In his 1955 book, Das tätige Frankfurt, Franz Lerner stated that Ludwig’s foundry was the first in the world to cast type from [pantographically] engraved matrices. You can read excerpts from his book here; to find the relevant passaged, just search for “Ludwig.” For the moment, I can’t say for sure whether or not that claim is correct. If you know of a typefoundry anyway in the world that mechanically engraved matrices before the 1870s, please let me know.
Until 1875, Ludwig had been a manager at Frankfurt’s Flinsch foundry. Just before Christmas Day in 1875, he set up his own business. Early specimens from his foundry bear the name “C. J. Ludwig.” In 1883, the salesman Ludwig Mayer joined the company as a partial owner. The foundry rebranded as Ludwig & Mayer. It stayed in business under that name until closing more than a century later, in the mid-1980s.
Developing the “Ludwig–Hofer pantograph.”
So far, I have only found one German source discussing the “Ludwig–Hofer” pantographic matrix-engraver’s creation in any detail. In 1926, Ludwig’s son Richard published a short chronicle of the Ludwig & Mayer typefoundry’s first fifty years. Published by the foundry in an edition of one thousand, he simply titled it 1875–1925. The book has no page numbers, but one spread discusses the pantograph. I have translated that spread’s text below.
After 1876 – C. J. Ludwig’s first full year in business – he aspired to publish new good products original to his foundry:
Because even then, the printer always wanted something new, just like today. Given the high costs associated with cutting a product, however, he had to be very cautious. As he had limited resources, he looked for a way to make production cheaper. One day, he found an engraver named Kurz, who worked in the Katharinenpforte, using an engraving to engrave seals [Petschafte]. It occurred to him that this machine could be used for engraving matrices. He traveled to Berlin, where this engraving machine was manufactured by the mechanical engineer Hofer. There, he spent three weeks learning to operate the machine and traveled home full of ideas after ordering a machine modified according to his specifications. When he had this machine, he secretly made the first attempts to engrave matrices together with an engraver named Mandel in an attic of his small factory building.
However, they could not succeed at engraving matrices completely because the image remained too rough. So he went back to Berlin and, working together [with Hofer], then succeeded at improving the machine so that it could be seen as a real matrix-engraving machine. He found a machinist named Julius Hirsch who could operate the machine correctly, and the first [pantographically] engraved fonts were thus developed, which were characterized above all by the particular depths of their counters and which became very popular. Other typefoundries subsequently acquired this engraving machine, and it is still in use today [1925] in the same – or slightly modified – form. This engraving machine enabled my father to bring out new products, giving his small business more work and encouraged him to continue on the path he had taken. Only recently, the firm of Michael Kämpf in Frankfurt am Main completed the construction of a matrix-engraving machine deviating from the old Hofer machine, and Ludwig & Mayer also put the first of those into use.

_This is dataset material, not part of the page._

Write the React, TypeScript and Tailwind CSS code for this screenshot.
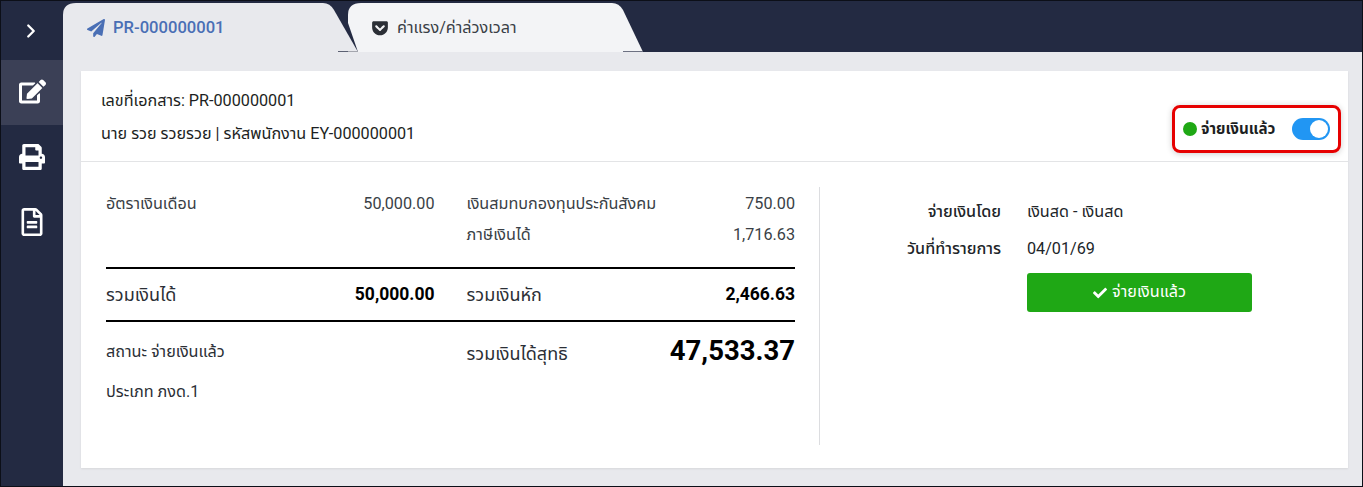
import { ChevronRight } from "lucide-react";
import { FaCheck, FaEdit, FaGetPocket, FaPaperPlane, FaPrint, FaRegFileAlt } from "react-icons/fa";

function Tab1Shape() {
  return (
    <svg className="absolute top-0 left-0" width="296" height="51" viewBox="0 0 296 51">
      <path d="M0 51V14Q0 2 13 2H260Q267 2 271 9L295 51Z" fill="#e8e9ed" />
      <rect x="275" y="50" width="11" height="1" fill="#5c6173" />
    </svg>
  );
}

function Tab2Shape() {
  return (
    <svg className="absolute top-0 left-0" width="296" height="51" viewBox="0 0 296 51">
      <path d="M10 51L0 22V14Q0 2 13 2H264Q271 2 275 9L295 51Z" fill="#f3f4f6" />
      <rect x="0" y="50" width="10" height="1" fill="#a4a6ae" />
      <rect x="275" y="50" width="20" height="1" fill="#6d7182" />
    </svg>
  );
}

function SideItem({ active, children }: { active?: boolean; children: React.ReactNode }) {
  return (
    <div className={`h-[65px] pb-[2px] flex items-center justify-center text-white ${active ? "bg-[#3b4056]" : ""}`}>
      {children}
    </div>
  );
}

export default function App() {
  return (
    <div className="w-[1363px] h-[487px] overflow-hidden border border-[#0c0f18] bg-[#232a42] flex font-['Roboto','Noto_Sans_Thai','Noto_Sans',sans-serif] text-[16.2px] text-[#212529]">
      {/* Sidebar */}
      <div className="w-[62px] shrink-0 flex flex-col">
        <div className="h-[59px] pr-[2px] flex items-center justify-center text-white">
          <ChevronRight size={22} strokeWidth={2.5} />
        </div>
        <SideItem active>
          <FaEdit size={27} />
        </SideItem>
        <SideItem>
          <FaPrint size={26} />
        </SideItem>
        <SideItem>
          <FaRegFileAlt size={28} />
        </SideItem>
      </div>

      <div className="flex-1 min-w-0 flex flex-col">
        {/* Tabs */}
        <div className="h-[51px] shrink-0 flex">
          <div className="relative w-[285px] h-[51px] z-10">
            <Tab1Shape />
            <div className="relative h-full pl-[24px] pt-[3px] flex items-center gap-[8px] text-[16.6px] font-medium text-[#4a6fb5]">
              <FaPaperPlane size={18} />
              <span>PR-000000001</span>
            </div>
          </div>
          <div className="relative w-[296px] h-[51px] z-20">
            <Tab2Shape />
            <div className="relative h-full pl-[23px] pt-[3px] flex items-center gap-[8px] text-[#3a3f46]">
              <FaGetPocket size={18} className="text-[#2b2f36]" />
              <span>ค่าแรง/ค่าล่วงเวลา</span>
            </div>
          </div>
        </div>

        {/* Content */}
        <div className="flex-1 bg-[#e8e9ed] pt-[19px] pl-[18px] pr-[14px] pb-[18px]">
          <div className="h-full bg-white shadow-[0_1px_2px_rgba(0,0,0,0.08)] flex flex-col">
            {/* Header */}
            <div className="h-[91px] shrink-0 border-b border-[#e3e4e6] pl-[20px] pr-[7px] flex justify-between">
              <div className="pt-[19px] flex flex-col gap-[11px] leading-[22px] text-[#1d1f23]">
                <div>เลขที่เอกสาร: PR-000000001</div>
                <div>นาย รวย รวยรวย | รหัสพนักงาน EY-000000001</div>
              </div>
              <div className="mt-[34px] w-[169px] h-[48px] border-[3px] border-[#e60000] rounded-[8px] shadow-[0_1px_6px_rgba(0,0,0,0.2)] pl-[8px] pr-[8px] flex items-center">
                <span className="w-[14px] h-[14px] rounded-full bg-[#1fa815] mr-[4px]" />
                <span className="font-bold text-[15.2px] text-[#1d1f23]">จ่ายเงินแล้ว</span>
                <span className="ml-auto w-[38px] h-[22px] rounded-full bg-[#2196f3] flex items-center justify-end pr-[2px]">
                  <span className="w-[18px] h-[18px] rounded-full bg-white" />
                </span>
              </div>
            </div>

            {/* Body */}
            <div className="flex-1 pt-[25px] pb-[23px] flex">
              <div className="w-[739px] shrink-0 border-r border-[#dcdde0] pl-[25px] pr-[24px]">
                <div className="grid grid-cols-2 gap-x-[32px] text-[#3a3f46] h-[80px] pt-[2px]">
                  <div className="flex justify-between h-[31px] items-center">
                    <span>อัตราเงินเดือน</span>
                    <span>50,000.00</span>
                  </div>
                  <div className="flex flex-col">
                    <div className="flex justify-between h-[31px] items-center">
                      <span>เงินสมทบกองทุนประกันสังคม</span>
                      <span>750.00</span>
                    </div>
                    <div className="flex justify-between h-[31px] items-center">
                      <span>ภาษีเงินได้</span>
                      <span>1,716.63</span>
                    </div>
                  </div>
                </div>
                <div className="h-[55px] border-y-2 border-black grid grid-cols-2 gap-x-[32px] items-center">
                  <div className="flex justify-between items-center">
                    <span className="text-[18px] text-[#2b2f36]">รวมเงินได้</span>
                    <span className="text-[17.5px] font-bold text-black">50,000.00</span>
                  </div>
                  <div className="flex justify-between items-center">
                    <span className="text-[18px] text-[#2b2f36]">รวมเงินหัก</span>
                    <span className="text-[17.5px] font-bold text-black">2,466.63</span>
                  </div>
                </div>
                <div className="pt-[12px] grid grid-cols-2 gap-x-[32px]">
                  <div className="flex flex-col gap-[11px] text-[#2b2f36]">
                    <div className="leading-[36px]">สถานะ จ่ายเงินแล้ว</div>
                    <div className="leading-[22px]">ประเภท ภงด.1</div>
                  </div>
                  <div className="flex justify-between items-start">
                    <span className="text-[18px] leading-[40px] text-[#2b2f36]">รวมเงินได้สุทธิ</span>
                    <span className="text-[27.5px] font-bold leading-[32px] pt-[1px] text-black">47,533.37</span>
                  </div>
                </div>
              </div>

              <div className="flex-1 pt-[14px] pl-[26px]">
                <div className="grid grid-cols-[155px_1fr] gap-x-[26px] gap-y-[15px] leading-[22px]">
                  <span className="text-right font-medium">จ่ายเงินโดย</span>
                  <span>เงินสด - เงินสด</span>
                  <span className="text-right font-medium">วันที่ทำรายการ</span>
                  <span>04/01/69</span>
                </div>
                <div className="ml-[181px] mt-[13px] w-[225px] h-[39px] rounded-[3px] bg-[#1fa815] text-white flex items-center justify-center gap-[5px]">
                  <FaCheck size={14} />
                  <span>จ่ายเงินแล้ว</span>
                </div>
              </div>
            </div>
          </div>
        </div>
      </div>
    </div>
  );
}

Richard Ludwig’s chronicle does not include any dates for the matrix-engraving machine’s development and installation. However, as the events he related both before and after this episode each took place in 1877, I find it a safe assumption that his father’s foundry began engraving matrices during that year, too.
Is there evidence of collaboration between C. J. Ludwig and the Cincinnati Type Foundry?
I think that information about the “Ludwig–Hofer pantograph” is interesting in its own right. The question of whether or not the Cincinnati Type Foundry’s matrix-engraving machine was a “Ludwig–Hoefer pantograph” is difficult to answer. It may be easier to determine if Ludwig and Cincinnati had a business relationship with one another. If they did, Ludwig being the source of Cincinnati’s German machine is more likely.
Comparing Ludwig & Mayer and the Cincinnati Type Foundry’s catalogs could provide an idea of how large the product overlap between those foundries was. Although the University of California Libraries have digitized Cincinnati Type Foundry’s 1882 catalog, I’m not aware of any Ludwig & Mayer catalogs yet online. Perhaps the two foundries shared typefaces. So far, I have only compared their sans serif offerings. In my database of 19th-century sans serifs sold in Germany, there is one sans serif Ludwig & Mayer sold that might have originated in Cincinnati.